It’s hoped that increasing the Lapras encounter rate will draw travelers to the region. And since travelers need places to eat and sleep, this will, in turn, give a boost to the local towns and economies that are still in the painful process of recovering from the disasters. Presented with an opportunity to do a good deed and bolster our Pokémon stable at the same time, RocketNews24 headed north to the Miyagi port town of Ishinomaki, where five years ago thousands of residents lost their lives in the tsunami.
Sure enough, right outside Ishinomaki Station we spotted clusters of Pokémon trainers.
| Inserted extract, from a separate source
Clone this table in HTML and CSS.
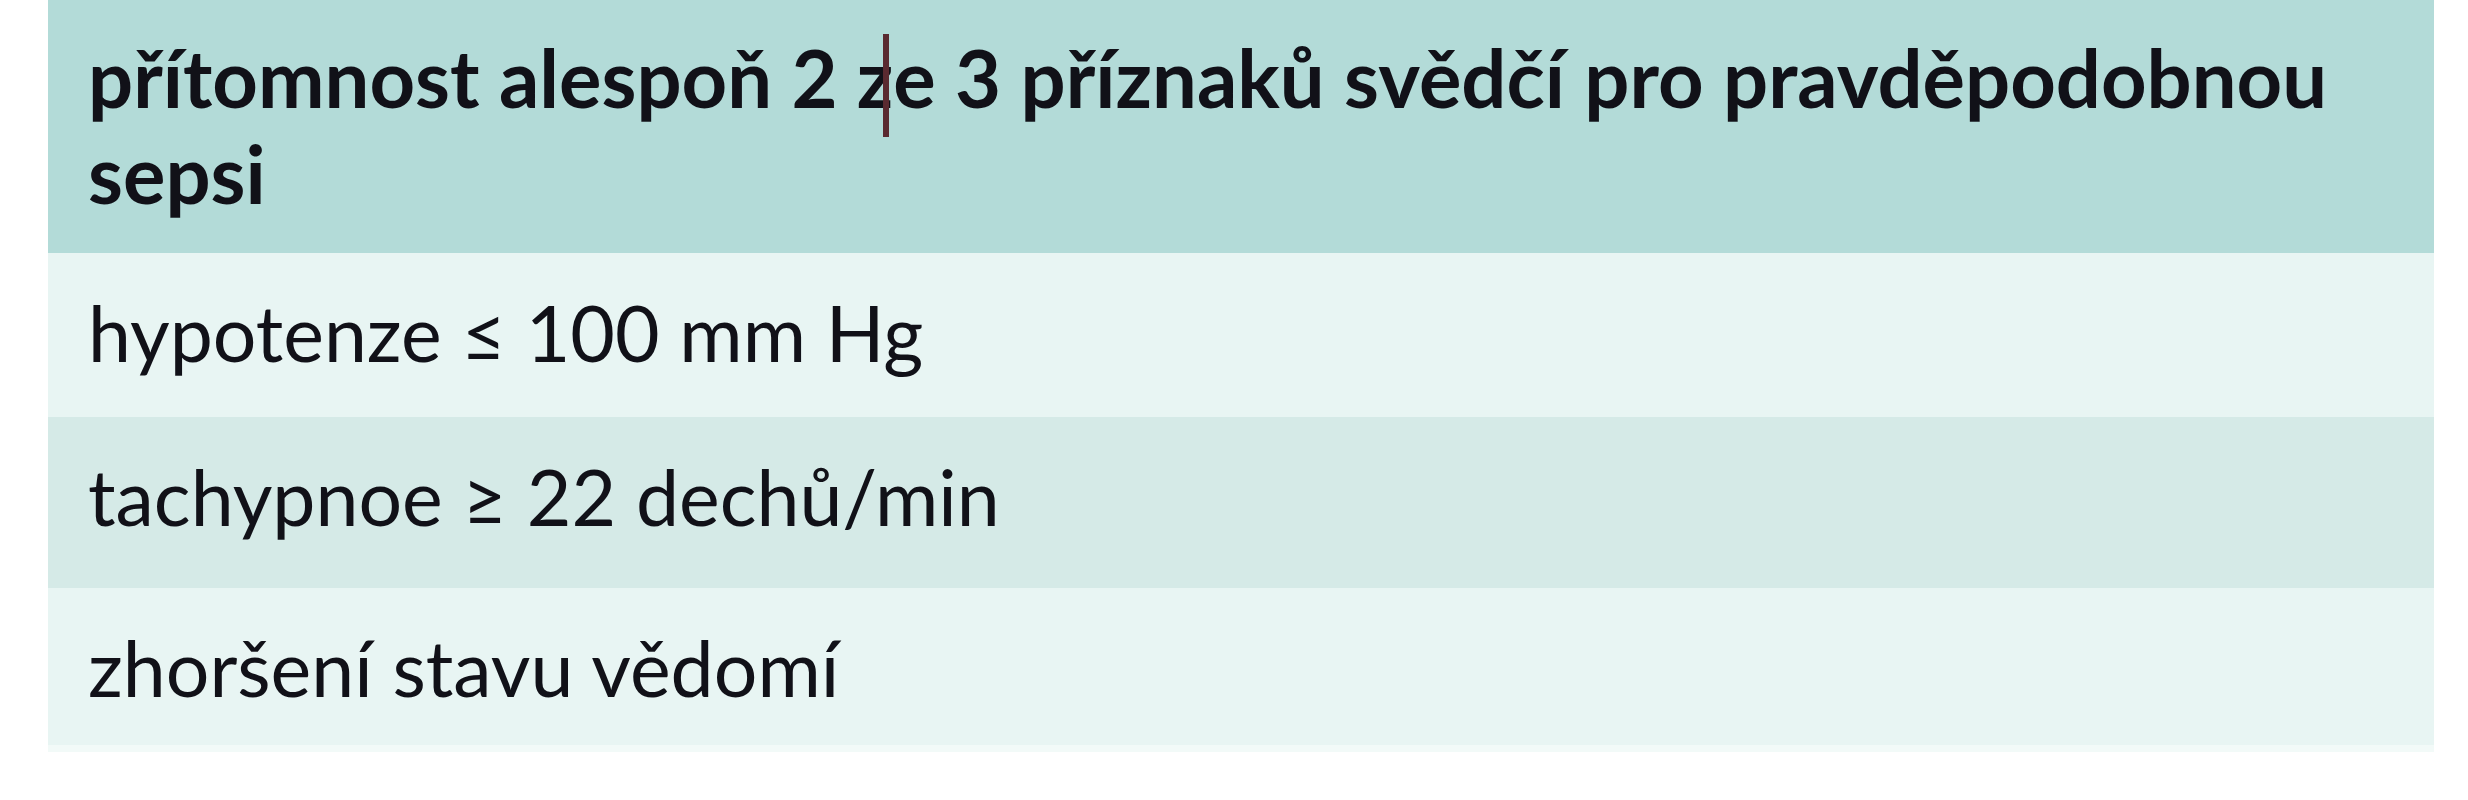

We fired up Pokémon GO on our phone, and before long, a Lapras appeared on the map!
It’s extremely tough to track down a Lapras in Tokyo, so we silently congratulated ourselves as we captured the Pocket Monster. But the night was still young, so we continued our Pokémon hunt, falling in step with the crowds of other players who were strolling about the streets.
Two hours later, we’d caught four more Lapras plus an Abra, a Cubone, a Drowzee, male and female Nidorans, a Clefairy, a Jigglypuff, a Machop, a Shellder, a Vulpix, a Squirtle and an Eevee.
And it wasn’t just the streets that were full of people, but the hotels as well. Above is one of the many hotels that was booked solid during our trip to Ishinomaki.
While video games’ primary purpose is to provide entertainment, it’s nice to see that with some clever thinking, they can also provide hope for a recovering community.